During that time in India, life became a hell. Not a hell as in a pit of eternal damnation, but a hell as in heat waves of 50°C or 122°F. And when it reached 60°C, and the crops began to catch fire, and the the people rushed the government offices in a vain hope of salvation. And the elders and children died off, cooked almost alive in the villages and countrysides that were affected the most; that was when the world started to notice.
And when those heat waves started to hit other places; Europe, East Asia, Australia, the Americas; when that happened, the TV cameras had no choice but to change their regularly scheduled programs and talk about the horror's that were becoming of Earth.

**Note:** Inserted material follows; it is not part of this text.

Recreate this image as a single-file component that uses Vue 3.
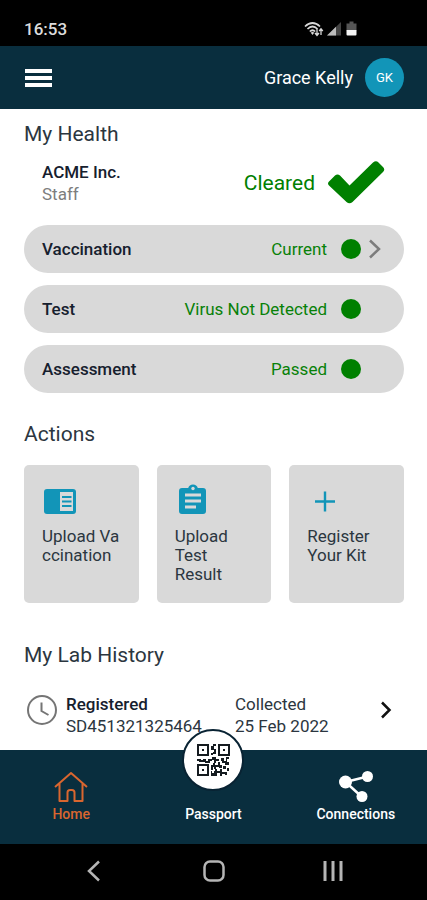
<script setup>
const checks = [
  { name: 'Vaccination', status: 'Current', more: true },
  { name: 'Test', status: 'Virus Not Detected', more: false },
  { name: 'Assessment', status: 'Passed', more: false }
]
const actions = [
  { icon: 'card', label: 'Upload Vaccination', breakAll: true },
  { icon: 'clipboard', label: 'Upload Test Result' },
  { icon: 'plus', label: 'Register Your Kit' }
]
</script>

<template>
  <div class="app">
    <div class="status-bar">
      <span class="clock">16:53</span>
      <svg class="status-icons" width="56" height="18" viewBox="0 0 56 18" aria-hidden="true">
        <g fill="none" stroke="#d8d8d8" stroke-width="1.7">
          <path d="M1 6.5Q8.500 -.5 16 6.500" />
          <path d="M3.500 9Q8.500 4 13.500 9" />
          <path d="M5.800 11.500Q8.500 9 11.200 11.500" />
        </g>
        <path d="M8.500 15L6.600 12.600Q8.500 11.200 10.400 12.600Z" fill="#d8d8d8" />
        <path d="M13 9v6M11 13l2 2.500 2-2.500M17 15V9M15.200 11L17 8.800l1.800 2.200" fill="none" stroke="#d8d8d8" stroke-width="1.300" />
        <path d="M23 15.500L37 2v13.500Z" fill="#444" />
        <path d="M23 15.500L32 6.800v8.700Z" fill="#bcbcbc" />
        <path d="M45.500 1.500h4v2h3v7H42.500v-7h3Z" fill="#555" />
        <path d="M42.500 10h10v4.500q0 1-1 1h-8q-1 0-1-1Z" fill="#f4f4f4" />
      </svg>
    </div>

    <header class="header">
      <button class="menu" aria-label="Menu"><i></i><i></i><i></i></button>
      <div class="user">
        <span>Grace Kelly</span>
        <span class="avatar">GK</span>
      </div>
    </header>

    <main class="content">
      <h2>My Health</h2>
      <div class="clearance">
        <div class="org">
          <strong>ACME Inc.</strong>
          <span>Staff</span>
        </div>
        <div class="cleared">
          <span>Cleared</span>
          <svg width="58" height="44" viewBox="0 0 58 44" aria-hidden="true">
            <path d="M2 20.500L8 14.500Q10.500 12.500 13 14.500L22.500 24.500 46 1.500Q49 -1 51.500 1.500L56 6Q58.500 8.500 56 11L25.500 41Q22.500 43.500 19.500 41L2 24.500Q0 22.500 2 20.500Z" fill="#008000" />
          </svg>
        </div>
      </div>

      <div class="checks">
        <button v-for="c in checks" :key="c.name" class="check">
          <strong>{{ c.name }}</strong>
          <span class="result">{{ c.status }}</span>
          <span class="dot"></span>
          <span class="more">
            <svg v-if="c.more" width="14" height="20" viewBox="0 0 14 20" aria-hidden="true">
              <path d="M2 1.500L11 10 2 18.500" fill="none" stroke="#7c7c7c" stroke-width="2.500" />
            </svg>
          </span>
        </button>
      </div>

      <h2>Actions</h2>
      <div class="actions">
        <button v-for="a in actions" :key="a.label" class="action">
          <svg v-if="a.icon === 'card'" width="36" height="36" viewBox="0 0 36 36" aria-hidden="true">
            <rect x="2" y="6" width="32" height="25" rx="3" fill="#1295b8" />
            <path d="M18 9h13v19H18Z" fill="#d9d9d9" />
            <path d="M20 14h9.500M20 18.500h9.500M20 23h9.500" stroke="#1295b8" stroke-width="2" />
          </svg>
          <svg v-else-if="a.icon === 'clipboard'" width="36" height="36" viewBox="0 0 36 36" aria-hidden="true">
            <path d="M7 5H13.200a5 5 0 0 1 9.600 0H28Q31 5 31 8V28Q31 31 28 31H7Q4 31 4 28V8Q4 5 7 5Z" fill="#1295b8" />
            <circle cx="18" cy="5.500" r="1.700" fill="#d9d9d9" />
            <path d="M10 12h16M10 18h16M10 24h11" stroke="#d9d9d9" stroke-width="2.800" />
          </svg>
          <svg v-else width="36" height="36" viewBox="0 0 36 36" aria-hidden="true">
            <path d="M18 8.500v20M8 18.500h20" stroke="#1295b8" stroke-width="2.400" />
          </svg>
          <span :class="{ 'break-all': a.breakAll }">{{ a.label }}</span>
        </button>
      </div>

      <h2>My Lab History</h2>
      <a class="lab" href="#">
        <svg class="lab-clock" width="32" height="34" viewBox="0 0 32 34" aria-hidden="true">
          <circle cx="16" cy="17" r="14" fill="none" stroke="#757575" stroke-width="2" />
          <path d="M15.500 9.500V18L22.500 22" fill="none" stroke="#757575" stroke-width="2" />
        </svg>
        <span class="lab-col wide"><strong>Registered</strong><span>SD451321325464</span></span>
        <span class="lab-col"><span>Collected</span><span>25 Feb 2022</span></span>
        <svg class="lab-more" width="12" height="34" viewBox="0 0 12 34" aria-hidden="true">
          <path d="M2 9.500L9.500 17 2 24.500" fill="none" stroke="#111" stroke-width="2.500" />
        </svg>
      </a>
    </main>

    <nav class="tabs">
      <a class="tab active" href="#">
        <svg width="36" height="32" viewBox="0 0 36 32" aria-hidden="true">
          <path d="M2 16L18 2 34 16M6.500 12.500V30H14.500V21.500Q14.500 19 17 19H19Q21.500 19 21.500 21.500V30H29.500V12.500" fill="none" stroke="#d9662f" stroke-width="2" stroke-linejoin="round" />
        </svg>
        <span>Home</span>
      </a>
      <a class="tab" href="#">
        <span class="badge">
          <svg width="34" height="34" viewBox="0 0 34 34" aria-hidden="true">
            <g fill="none" stroke="#151b20" stroke-width="2">
              <rect x="2" y="2" width="10" height="10" />
              <rect x="23" y="2" width="10" height="10" />
              <rect x="2" y="22" width="10" height="10" />
            </g>
            <path d="M6 6h2v2H6ZM27 6h2v2h-2ZM6 26h2v2H6ZM17 1h3v2h-2v3h2v5h-3V9h1V7h-3V3h2ZM15 10h2v2h-2ZM1 16h4v1h2v-1h3v2h2v-2h4v2h-2v2H9v-1H3v-1H1ZM16 14h4v2h3v2h-3v2h-2v-3h-2ZM25 15h3v3h-3ZM30 14h3v2h-2v3h2v3h-4v-2h-3v-2h4ZM15 22h2v-2h2v2h3v-3h2v3h2v3h-3v-1h-3v2h-2v-2h-1v3h-2ZM27 23h3v3h-3ZM31 25h2v3h-2ZM19 26h2v2h3v-2h2v3h3v2h-3v2h-2v-3h-3v3h-6v-3h3v-2h1ZM29 29h2v3h-2ZM15 28h1v2h-1Z" fill="#151b20" />
          </svg>
        </span>
        <span>Passport</span>
      </a>
      <a class="tab" href="#">
        <svg width="36" height="32" viewBox="0 0 36 32" aria-hidden="true">
          <path d="M7.500 11L29.500 5.500M7.500 11L24 26" stroke="#fff" stroke-width="2.500" />
          <g fill="#fff">
            <circle cx="7.500" cy="11" r="6.500" />
            <circle cx="29.500" cy="5.500" r="5.500" />
            <circle cx="24" cy="25.500" r="5.500" />
          </g>
        </svg>
        <span>Connections</span>
      </a>
    </nav>

    <div class="system-bar">
      <button aria-label="Back">
        <svg width="24" height="24" viewBox="0 0 24 24"><path d="M17 2.500L7 12 17 21.500" fill="none" stroke="#b5b5b5" stroke-width="2.500" /></svg>
      </button>
      <button aria-label="Home screen">
        <svg width="24" height="24" viewBox="0 0 24 24"><rect x="2.500" y="2.500" width="19" height="19" rx="5.500" fill="none" stroke="#b5b5b5" stroke-width="2.500" /></svg>
      </button>
      <button aria-label="Recent apps">
        <svg width="24" height="24" viewBox="0 0 24 24"><path d="M4 2v20M12 2v20M20 2v20" stroke="#b5b5b5" stroke-width="3" /></svg>
      </button>
    </div>
  </div>
</template>

<style>
body {
  margin: 0;
}
</style>

<style scoped>
* {
  box-sizing: border-box;
}
.app {
  display: flex;
  flex-direction: column;
  height: 100vh;
  background: #fff;
  color: #2b3640;
  font: 17px/22px Roboto, "Liberation Sans", sans-serif;
}
button {
  border: 0;
  padding: 0;
  background: none;
  color: inherit;
  font: inherit;
  text-align: left;
}
a {
  color: inherit;
  text-decoration: none;
}
svg {
  display: block;
  flex: none;
}
strong {
  font-weight: 500;
  color: #16202e;
}
.status-bar {
  display: flex;
  flex: none;
  align-items: center;
  justify-content: space-between;
  height: 46px;
  padding: 12px 67px 0 24px;
  background: #000;
  color: #dcdcdc;
}
.clock {
  font-weight: 500;
}
.header {
  display: flex;
  flex: none;
  align-items: center;
  justify-content: space-between;
  height: 63px;
  padding: 0 23px 0 25px;
  background: #092e3e;
  color: #fff;
}
.menu {
  display: flex;
  flex-direction: column;
  gap: 3px;
  width: 27px;
}
.menu i {
  height: 4px;
  background: #fff;
}
.user {
  display: flex;
  align-items: center;
  gap: 12px;
  font-size: 18px;
}
.avatar {
  width: 39px;
  border-radius: 50%;
  background: #1295b8;
  font-size: 13px;
  line-height: 39px;
  text-align: center;
}
.content {
  flex: 1;
  min-height: 0;
  overflow: hidden;
  padding: 12px 23px 0 24px;
}
h2 {
  margin: 0;
  font-size: 21px;
  line-height: 26px;
  font-weight: 400;
}
.clearance {
  display: flex;
  justify-content: space-between;
  align-items: center;
  margin: 14px 0 20px;
  padding: 0 19px 0 18px;
}
.org {
  display: flex;
  flex-direction: column;
}
.org span {
  color: #7d7d7d;
}
.cleared {
  display: flex;
  align-items: center;
  gap: 12px;
  color: #008000;
  font-size: 21px;
}
.checks {
  display: flex;
  flex-direction: column;
  gap: 12px;
  margin-bottom: 28px;
}
.check {
  display: flex;
  align-items: center;
  height: 48px;
  padding: 0 22px 0 18px;
  border-radius: 24px;
  background: #d9d9d9;
}
.result {
  margin-left: auto;
  color: #088108;
}
.dot {
  width: 20px;
  height: 20px;
  margin: 0 7px 0 14px;
  border-radius: 50%;
  background: #008000;
}
.more {
  width: 14px;
}
.actions {
  display: grid;
  grid-template-columns: repeat(3, 1fr);
  gap: 18px;
  margin: 18px 0 39px;
}
.action {
  display: flex;
  flex-direction: column;
  gap: 8px;
  min-height: 138px;
  padding: 18px;
  border-radius: 5px;
  background: #d9d9d9;
  line-height: 19px;
}
.break-all {
  word-break: break-all;
}
.lab {
  display: flex;
  align-items: flex-start;
  margin-top: 25px;
  padding: 0 12px 0 2px;
}
.lab-clock {
  margin-right: 8px;
}
.lab-col {
  display: flex;
  flex-direction: column;
}
.wide {
  width: 169px;
}
.lab-more {
  margin-left: auto;
}
.tabs {
  display: grid;
  flex: none;
  grid-template-columns: repeat(3, 1fr);
  height: 94px;
  background: #092e3e;
  color: #fff;
  font-size: 14px;
  font-weight: 500;
}
.tab {
  position: relative;
  display: flex;
  flex-direction: column;
  align-items: center;
  justify-content: flex-end;
  padding-bottom: 19px;
}
.active {
  color: #d9662f;
}
.badge {
  position: absolute;
  top: -21px;
  display: grid;
  place-items: center;
  width: 62px;
  height: 62px;
  border: 2px solid #092333;
  border-radius: 50%;
  background: #fff;
}
.system-bar {
  display: flex;
  flex: none;
  align-items: center;
  justify-content: space-between;
  height: 56px;
  padding: 0 82px 2px;
  background: #000;
}
</style>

Ashirvad thought to himself as he did most mornings; tea and meditation, by the window looking out. He thought about when, on those hot days when he lived on Earth, when he would sit with his mother and sisters, in an air conditioned home, and when he would slip out on to his roof, to try to open a door and see how hot it really was, and then the blast of air, so hot and powerful, and of his father catching him there, and screaming at him to get off the roof and get back inside. Ashirvad knew then, what perhaps all those days in school and childhood dances and class trips didn't teach him; that many would perish. And that was the first time, despite his father's repeated lessons, that the he understood his magnitude of his good fortune, and the humbleness that it entailed.
Many would die. There would be many screams across that void. But the illusion of normality would have to be kept.

When does one stop counting age? At 70? 90? 110? At 35, when one's age is no longer a matter to oneself? When he was at the university studying science he imagined what life would have been like for those past generation's of students who could take classes and be unconcerned with the world at large.
But all those thoughts were aside him now. He had come, he had found a wife here on this Martian soil, beared children; and they grandchildren.
It's unjust to take favorites in ones children or grandchildren, but no matter how much ones tries, there's always one that makes you smile no matter what. Sofia was one of those.
Perhaps it's the one that remind you of yourself the most. Although his own children always had the same reverence to him that he did to his father, she was different.
As a child she was always asking questions about everything, he would joke with her when she was younger and say as they would walk in their gardens, "You're a Martian," to which she replied, "I'm not a Martian; I'm me." To which he could only nod, and say, "That is true."
Although he was not of the first colonist's chosen to travel to Mars, he had been essential to writing up the social framework for the civilization what was to become the greater Mars colony. And the first test of his creation was the world in which Sofia was to be born into. They were the first generation of exiles from the proverbial Egypt, born after their toil in the desert.
What would become of her, and her peoples? They would be the direct byproduct of the design of his generation. Their grand social experiment. And although life did not always go perfect, he saw in her hope, and love, and much hope.